Since then, the Institute has been regarded as the world's foremost private research institute for otology and hearing science.

House Institute Foundation's historical advancements in hearing sciences include the development of the first clinically useful cochlear implant and auditory brainstem implant as well as the introduction of the first the middle cranial fossa and then the translabyrinthine approach for removal of acoustic neuromas. The translabyrinthine approach uses the operating microscope and reduced mortality rates from 40% (in California) to less than 1%. It has also developed a variety of diagnostic tests, including the Hearing In Noise Test (HINT), the first hearing test that measures an individual's functional hearing ability in everyday environments where background noise is present, the ABaer screening device for detecting hearing loss in infants, and the Stacked ABR, a highly accurate screening device to detect the presence or absence of acoustic neuromas.

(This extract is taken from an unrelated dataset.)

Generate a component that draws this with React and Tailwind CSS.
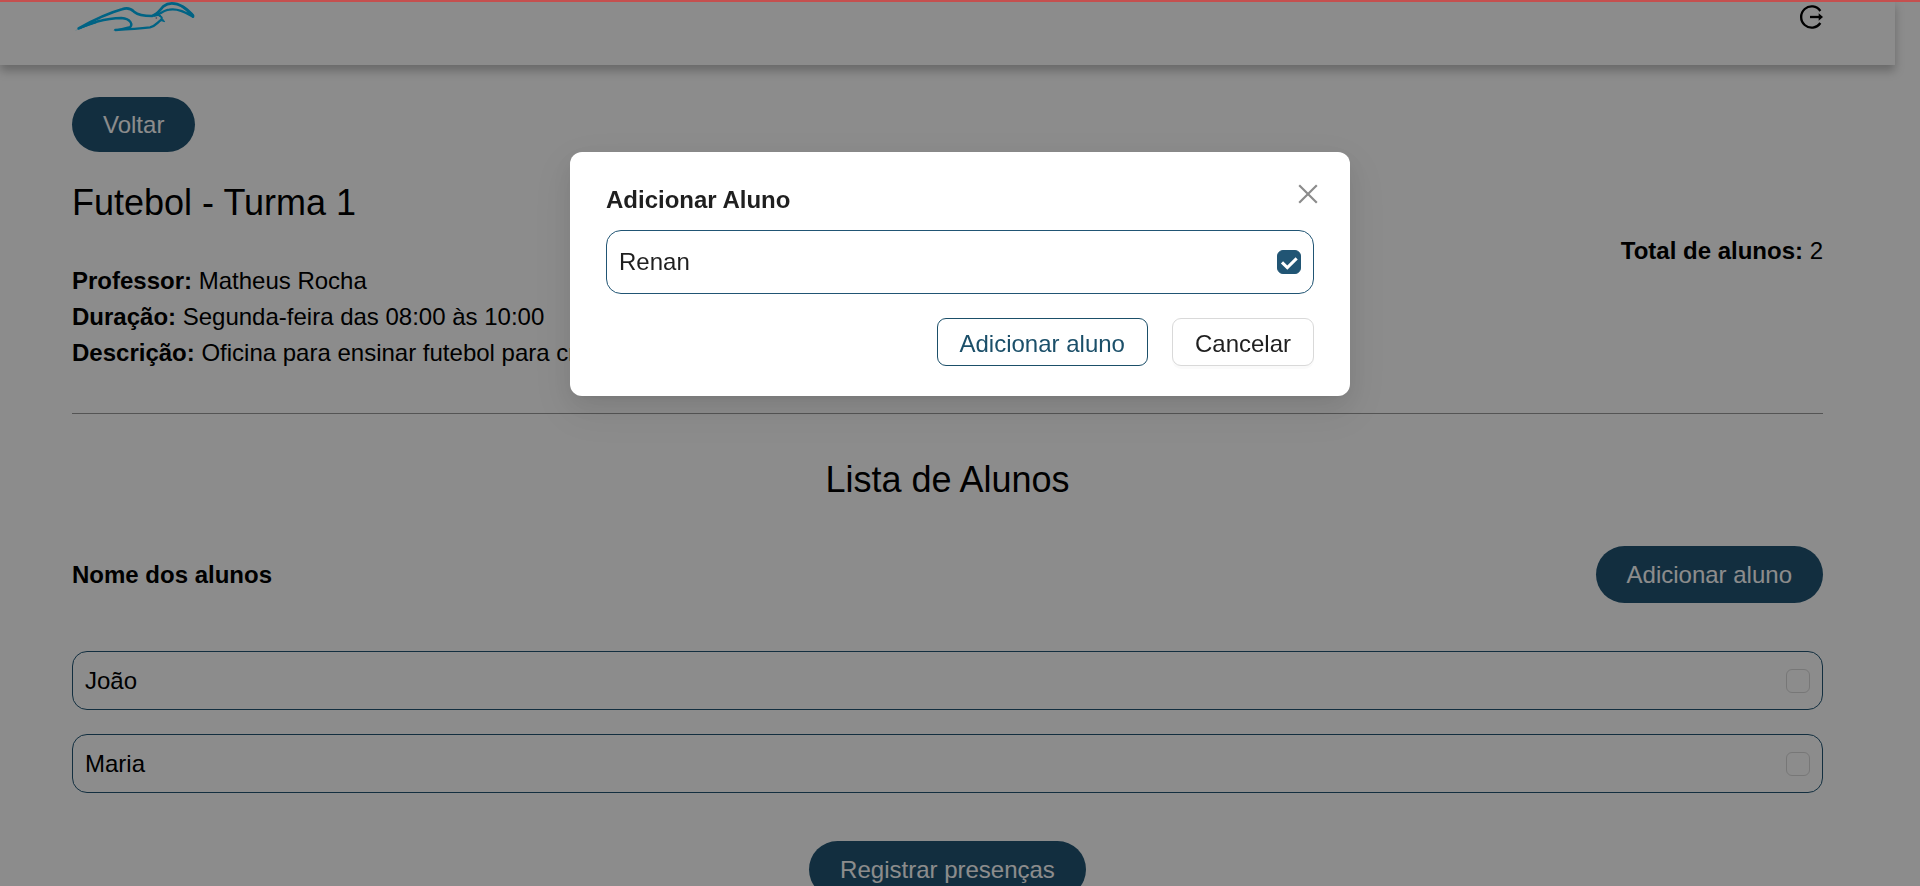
import { useState } from "react";

const pillButton =
  "flex shrink-0 items-center justify-center rounded-full bg-[#215574] px-[31px] text-white";
const dialogButton =
  "flex h-12 items-center rounded-[9px] border bg-white px-[22px] pt-1";

function Logo() {
  return (
    <svg
      className="h-[30px] w-[124px]"
      viewBox="36 6 372 90"
      fill="none"
      stroke="#00b4f0"
      strokeLinecap="round"
      strokeLinejoin="round"
      aria-hidden="true"
    >
      <path
        strokeWidth="8"
        d="M56 85C98 62 142 40 186 28C202 22 212 25 222 35C235 46 252 48 276 48C292 43 299 31 310 19C328 5 350 10 369 20C380 26 388 35 399 46L399 50"
      />
      <path
        strokeWidth="7"
        d="M60 84C77 75 95 69 112 65C140 57 166 54 184 54C212 56 222 74 206 85C193 89 178 89 166 90C200 88 241 85 270 82C286 79 292 67 303 60"
      />
      <path
        strokeWidth="7"
        d="M284 47C298 44 312 30 328 29C354 25 375 37 397 49M367 20C380 28 390 40 398 48"
      />
      <path fill="#00b4f0" strokeWidth="3" d="M294 45C301 44 307 48 307 56L314 65L301 61L304 54Z" />
      <path fill="#00b4f0" stroke="none" d="M44 92L120 58L109 70ZM158 91L206 79L210 88Z" />
      <circle cx="289" cy="54" r="2.5" fill="#8f6f95" stroke="none" />
    </svg>
  );
}

function LogoutIcon() {
  return (
    <svg className="h-[26px] w-6" viewBox="117 12 72 78" fill="none" stroke="#000" aria-hidden="true">
      <path strokeWidth="7" d="M181 33A31.5 32 0 1 0 181 69" />
      <path strokeWidth="7" d="M150 51H180" />
      <path fill="#000" stroke="none" d="M176 40L189 51L176 62Z" />
    </svg>
  );
}

function StudentRow({ id, name, checked, onChange, tall }) {
  return (
    <li
      className={`flex items-center justify-between rounded-[15px] border border-[#215574] px-3 ${
        tall ? "h-16" : "h-[59px]"
      }`}
    >
      <label htmlFor={id} className="grow">
        {name}
      </label>
      <span className="grid size-6">
        <input
          id={id}
          type="checkbox"
          checked={checked}
          onChange={onChange}
          className="col-start-1 row-start-1 size-6 appearance-none rounded-md border border-[#d9d9d9] bg-white checked:border-[#215574] checked:bg-[#215574]"
        />
        {checked && (
          <svg
            className="pointer-events-none col-start-1 row-start-1 size-6"
            viewBox="0 0 72 72"
            fill="none"
            stroke="#fff"
            strokeWidth="9"
            aria-hidden="true"
          >
            <path d="M15 37L31 53L59 25" />
          </svg>
        )}
      </span>
    </li>
  );
}

export default function App() {
  const [present, setPresent] = useState({});
  const [selected, setSelected] = useState(true);
  const [open, setOpen] = useState(true);
  const close = () => setOpen(false);
  const toggle = (name) => setPresent((p) => ({ ...p, [name]: !p[name] }));

  return (
    <div className="h-screen overflow-hidden bg-white pr-[25px] font-['Liberation_Sans',Arial,sans-serif] text-2xl leading-9 text-black">
      <header className="flex h-[65px] items-start justify-between px-[72px] pt-0.5 shadow-[0_6px_9px_rgba(0,0,0,0.25)]">
        <a href="#inicio" aria-label="Início">
          <Logo />
        </a>
        <button type="button" aria-label="Sair" className="pt-0.5">
          <LogoutIcon />
        </button>
      </header>

      <main className="flex flex-col px-[72px] pt-8">
        <button type="button" className={`${pillButton} h-[55px] self-start`}>
          Voltar
        </button>

        <section className="mt-6 flex justify-between border-b border-[#9a9a9a] pb-[42px]">
          <div>
            <h1 className="mb-[33px] text-4xl leading-[54px]">Futebol - Turma 1</h1>
            <p>
              <strong>Professor:</strong> Matheus Rocha
            </p>
            <p>
              <strong>Duração:</strong> Segunda-feira das 08:00 às 10:00
            </p>
            <p>
              <strong>Descrição:</strong> Oficina para ensinar futebol para crianças
            </p>
          </div>
          <p className="pt-[57px]">
            <strong>Total de alunos:</strong> 2
          </p>
        </section>

        <h2 className="mt-[39px] text-center text-4xl leading-[54px]">Lista de Alunos</h2>

        <div className="mt-[39px] flex items-center justify-between">
          <h3 className="font-bold">Nome dos alunos</h3>
          <button type="button" onClick={() => setOpen(true)} className={`${pillButton} h-[57px]`}>
            Adicionar aluno
          </button>
        </div>

        <ul className="mt-12 flex flex-col gap-6">
          {["João", "Maria"].map((name) => (
            <StudentRow
              key={name}
              id={`presenca-${name}`}
              name={name}
              checked={Boolean(present[name])}
              onChange={() => toggle(name)}
            />
          ))}
        </ul>

        <button type="button" className={`${pillButton} mt-12 h-[57px] self-center`}>
          Registrar presenças
        </button>
      </main>

      {open && (
        <div className="fixed inset-0 flex items-start justify-center bg-black/45 pt-[152px]">
          <div
            role="dialog"
            aria-modal="true"
            aria-labelledby="titulo-modal"
            className="w-full max-w-[780px] rounded-xl bg-white px-9 py-[30px] text-[#1f1f1f] shadow-[0_9px_24px_rgba(0,0,0,0.08),0_4px_9px_-6px_rgba(0,0,0,0.12),0_14px_42px_12px_rgba(0,0,0,0.05)]"
          >
            <div className="flex items-start justify-between">
              <h2 id="titulo-modal" className="font-bold">
                Adicionar Aluno
              </h2>
              <button type="button" aria-label="Fechar" onClick={close} className="-mr-1 pt-0.5">
                <svg
                  className="size-[20px]"
                  viewBox="0 0 20 20"
                  fill="none"
                  stroke="#8c8c8c"
                  strokeWidth="2.2"
                  aria-hidden="true"
                >
                  <path d="M1.2 1.2L18.8 18.8M18.8 1.2L1.2 18.8" />
                </svg>
              </button>
            </div>
            <ul className="mt-3">
              <StudentRow
                id="adicionar-renan"
                name="Renan"
                checked={selected}
                onChange={() => setSelected(!selected)}
                tall
              />
            </ul>
            <div className="mt-6 flex justify-end gap-6">
              <button type="button" onClick={close} className={`${dialogButton} border-[#1b4f69] text-[#1b4f69]`}>
                Adicionar aluno
              </button>
              <button
                type="button"
                onClick={close}
                className={`${dialogButton} border-[#d9d9d9] shadow-[0_3px_0_rgba(0,0,0,0.02)]`}
              >
                Cancelar
              </button>
            </div>
          </div>
        </div>
      )}

      <div className="fixed inset-x-0 top-0 h-0.5 bg-[#c5504f]" />
    </div>
  );
}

The Institute shares its knowledge with the scientific and medical communities as well as the general public through its education and global hearing health programs. House Clinic physicians have volunteered their time to teach specialty courses in the House Institute Foundation's professional education programs, attended by more than 22,000 doctors and research fellows since 1946 through the visiting physicians program. Through one week surgical temporal bone courses, thousands of doctors from every continent have come to study ear surgery.

In June 2014, the House Institute Foundation, at that time called the House Ear Institute, went through bankruptcy proceedings and reorganization. The House Clinic Foundation, which acquired the House Ear Institute, reorganized the structure of the nonprofit organization and established it again as the House Institute Foundation in 2019. The current, threefold mission of the House Institute Foundation is Education, Research, and Global Hearing Health. The Education projects of the Institute include the Neurotology Clinical Fellowship program performed in conjunction with the House Clinic; the Visiting Physicians program for worldwide doctors interested in ear surgery; and the Temporal Bone Surgical Dissection Courses.

Research at the House Institute Foundation currently involves collaborative research in the areas of Hearing Science (Dr. Sig Soli and collaborators), Auditory Implants (through collaboration with researchers at UCLA and Huntington Medical Research Institutes), and support of ongoing clinical trials performed by the House Clinic physicians and collaborators. Clinical and translational research projects are given high priority, with a focus on developing treatments that will directly benefit patients.

Global Hearing Health is a new focus of HIF, through its own efforts in humanitarian otology (Neurotology Clinical Fellows spend a rotation on humanitarian worldwide otology) and through a collaboration with Global ENT Outreach. HIF partners also with the international arm of the American Academy of Otolaryngology Foundation, through the humanitarian committee, the Panamerican committee, and efforts by individual HIF scientists and physicians. Ongoing collaborative global health projects are underway in China, Ecuador, Peru, Malawi, and Paraguay.